In sum, more lengthy and complex content will take longer to process and produce than simpler and shorter content. The second indicator of engagement examined here operationalises rapid responding behaviours differently to the first indicator, namely by identifying rapid responses relative to the national sample. For each item, students in the bottom quarter of time-on-task are considered to have spent relatively little time on an item compared to peers within their country/economy. Students in the bottom quarter of time-on-task are considered to exhibit “relatively rapid responding behaviour” for an item if they either do not submit a response (i.e. missing) or if they submit a response that achieves no credit (i.e. an inappropriate response). This indicator takes into account the fact that the minimum threshold of “reasonable” time spent on a task may differ across country and language groupings.
On average across OECD countries, relatively rapid responding behaviours were demonstrated on 14% of items seen by students (Table III.A8.1). It should be expected that the indicator of relative rapid responding behaviours is higher across countries and economies than the indicator of rapid responding behaviours, given that the “minimum” time threshold is set higher than 30 seconds. Nonetheless, large differences in the share of relatively rapid responding behaviours can be observed across countries/economies. In Albania, students demonstrated this behaviour in 39% of all tasks they encountered, and in North Macedonia, Baku (Azerbaijan), Bulgaria and Jordan students did so in more than a fourth of all tasks encountered. Conversely, in Latvia*, Macao (China), Kazakhstan, Singapore and Estonia, students in the bottom quarter of time on task showed relatively rapid responding behaviours in less than 10% of all items they encountered.

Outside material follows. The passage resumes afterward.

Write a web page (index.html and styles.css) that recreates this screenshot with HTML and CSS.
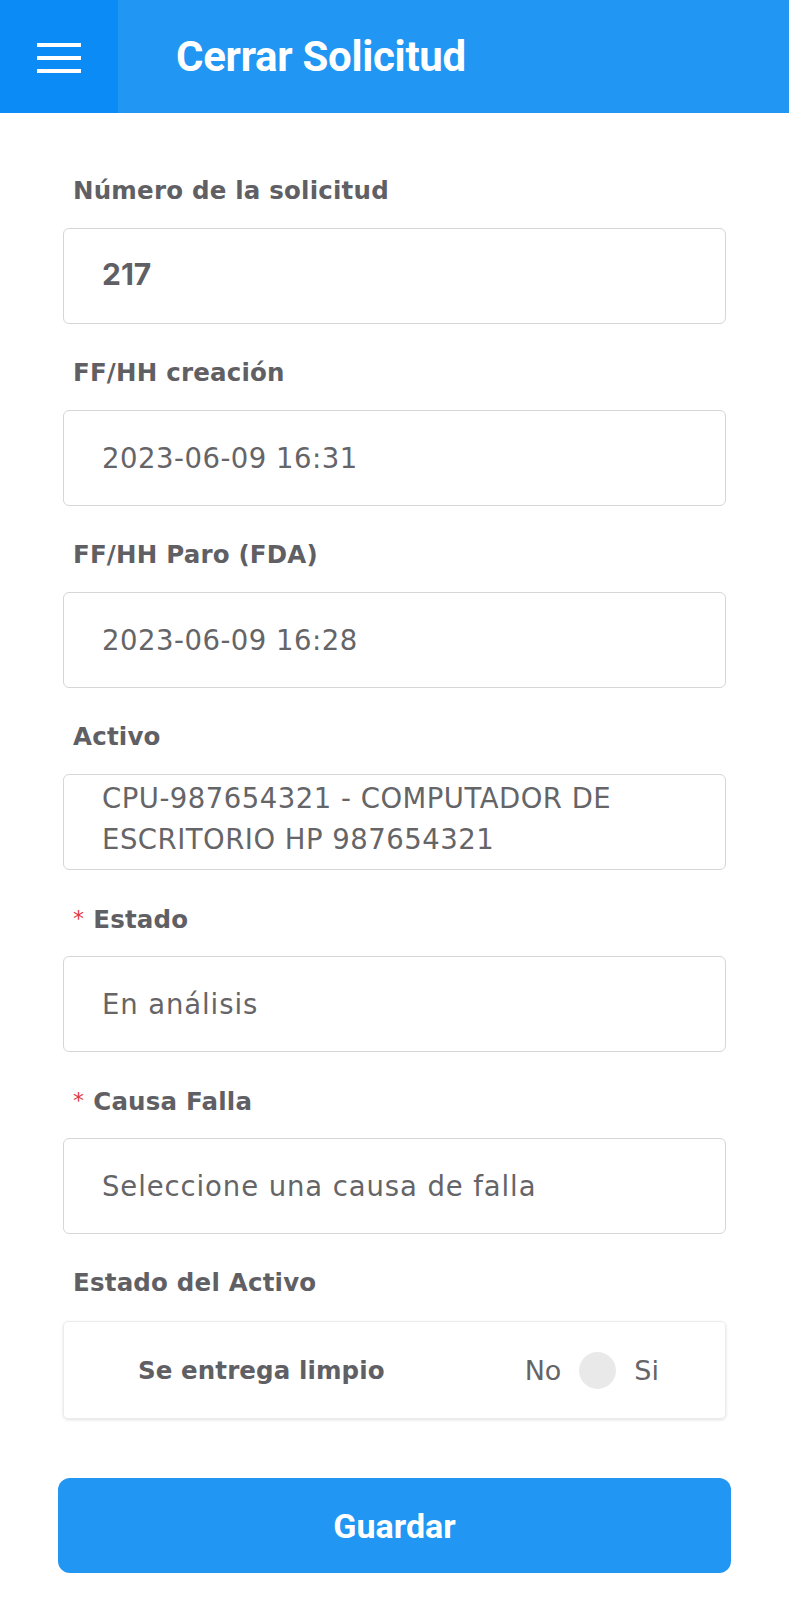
FILE: index.html
```html
<!DOCTYPE html>
<html lang="es">
<head>
<meta charset="utf-8">
<title>Cerrar Solicitud</title>
<link rel="stylesheet" href="styles.css">
</head>
<body>
<header class="topbar">
  <div class="menu-btn">
    <svg width="44" height="32" viewBox="0 0 44 32" aria-hidden="true">
      <rect x="0" y="2" width="44" height="4" fill="#fff"/>
      <rect x="0" y="15" width="44" height="4" fill="#fff"/>
      <rect x="0" y="28" width="44" height="4" fill="#fff"/>
    </svg>
  </div>
  <h1 class="title">Cerrar Solicitud</h1>
</header>
<main class="form">
  <div class="field">
    <label class="label">Número de la solicitud</label>
    <div class="box bold">217</div>
  </div>
  <div class="field">
    <label class="label">FF/HH creación</label>
    <div class="box">2023-06-09 16:31</div>
  </div>
  <div class="field">
    <label class="label">FF/HH Paro (FDA)</label>
    <div class="box">2023-06-09 16:28</div>
  </div>
  <div class="field">
    <label class="label">Activo</label>
    <div class="box multi">CPU-987654321 - COMPUTADOR DE ESCRITORIO HP 987654321</div>
  </div>
  <div class="field">
    <label class="label"><span class="req">*</span>Estado</label>
    <div class="box text">En análisis</div>
  </div>
  <div class="field">
    <label class="label"><span class="req">*</span>Causa Falla</label>
    <div class="box text">Seleccione una causa de falla</div>
  </div>
  <div class="field">
    <label class="label">Estado del Activo</label>
    <div class="card">
      <span class="card-label">Se entrega limpio</span>
      <div class="toggle-group">
        <span class="opt">No</span>
        <span class="knob"></span>
        <span class="opt">Si</span>
      </div>
    </div>
  </div>
  <button class="save">Guardar</button>
</main>
</body>
</html>
```
FILE: styles.css
```css
* { box-sizing: border-box; }
html, body { margin: 0; padding: 0; background: #fff; }
body { font-family: "DejaVu Sans", "Inter", sans-serif; color: #555; }

.topbar {
  display: flex;
  align-items: center;
  height: 113px;
  background: #2196f3;
}
.menu-btn {
  width: 118px;
  height: 113px;
  background: #0a8bf5;
  display: flex;
  align-items: center;
  justify-content: center;
}
.title {
  margin: 0 0 0 58px;
  font-family: "Roboto", sans-serif;
  font-weight: 700;
  font-size: 42px;
  color: #fff;
  letter-spacing: -0.3px;
}

.form {
  padding: 60px 63px 20px;
  display: flex;
  flex-direction: column;
}
.field { display: flex; flex-direction: column; margin-bottom: 31px; }
.label {
  height: 36px;
  line-height: 36px;
  padding-left: 10px;
  margin-bottom: 19px;
  font-size: 24.5px;
  font-weight: 700;
  letter-spacing: 0.2px;
  color: #606064;
}
.req {
  color: #e0393e;
  font-size: 22px;
  font-weight: 400;
  margin-right: 9px;
  vertical-align: 2px;
}
.box {
  height: 96px;
  border: 1px solid #d6d6d6;
  border-radius: 6px;
  padding: 0 20px 0 38px;
  display: flex;
  align-items: center;
  font-size: 27.5px;
  letter-spacing: 0.5px;
  font-weight: 400;
  color: #656568;
}
.box.text { letter-spacing: 0.9px; }
.box.bold {
  font-family: "Inter", "DejaVu Sans", sans-serif;
  font-weight: 700;
  font-size: 30px;
  letter-spacing: 0;
  color: #606064;
  padding-bottom: 5px;
}
.box.multi {
  align-items: flex-start;
  padding-top: 3px;
  line-height: 41px;
}

.card {
  margin-top: 1px;
  height: 98px;
  border: 1px solid #ececec;
  border-radius: 5px;
  box-shadow: 0 1px 3px rgba(0,0,0,0.12);
  display: flex;
  align-items: center;
  justify-content: space-between;
  padding: 0 66px 0 74px;
}
.card-label { font-size: 24.5px; font-weight: 700; letter-spacing: 0.1px; color: #606064; }
.toggle-group { display: flex; align-items: center; }
.opt { font-size: 27px; color: #656568; }
.knob {
  width: 37px;
  height: 37px;
  border-radius: 50%;
  background: #e9e9e9;
  margin: 0 18px;
}

.save {
  margin: 28px -5px 0;
  height: 95px;
  border: none;
  border-radius: 12px;
  background: #2196f3;
  color: #fff;
  font-family: "Roboto", sans-serif;
  font-weight: 700;
  font-size: 34px;
}
```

By task grouping (ideation process and domain context)
Table III.A8.3 and Table III.A8.6 show the percentage of relatively rapid responding behaviours across countries/economies by ideation process and by domain context. In general, students exhibited slightly less relatively rapid responding behaviours when tackling generate creative ideas tasks (12% of tasks encountered) than in generate diverse ideas tasks (15%) or evaluate and improve ideas tasks (14%) (Table III.A8.3). In most countries and economies, the share of rapid responding behaviours was relatively consistent across task types by ideation process.
When it comes to the domain context, relatively rapid responding behaviours were least frequently observed in visual expression tasks (11% tasks encountered) and most frequently observed in scientific problem-solving tasks (16%), (Table III.A8.6).In few countries/economies, however – Palestinian Authority, North Macedonia, Albania, Panama, Baku (Azerbaijan) and Uzbekistan – students exhibited relatively rapid responding behaviours more frequently in the visual expression domain than in the other domains.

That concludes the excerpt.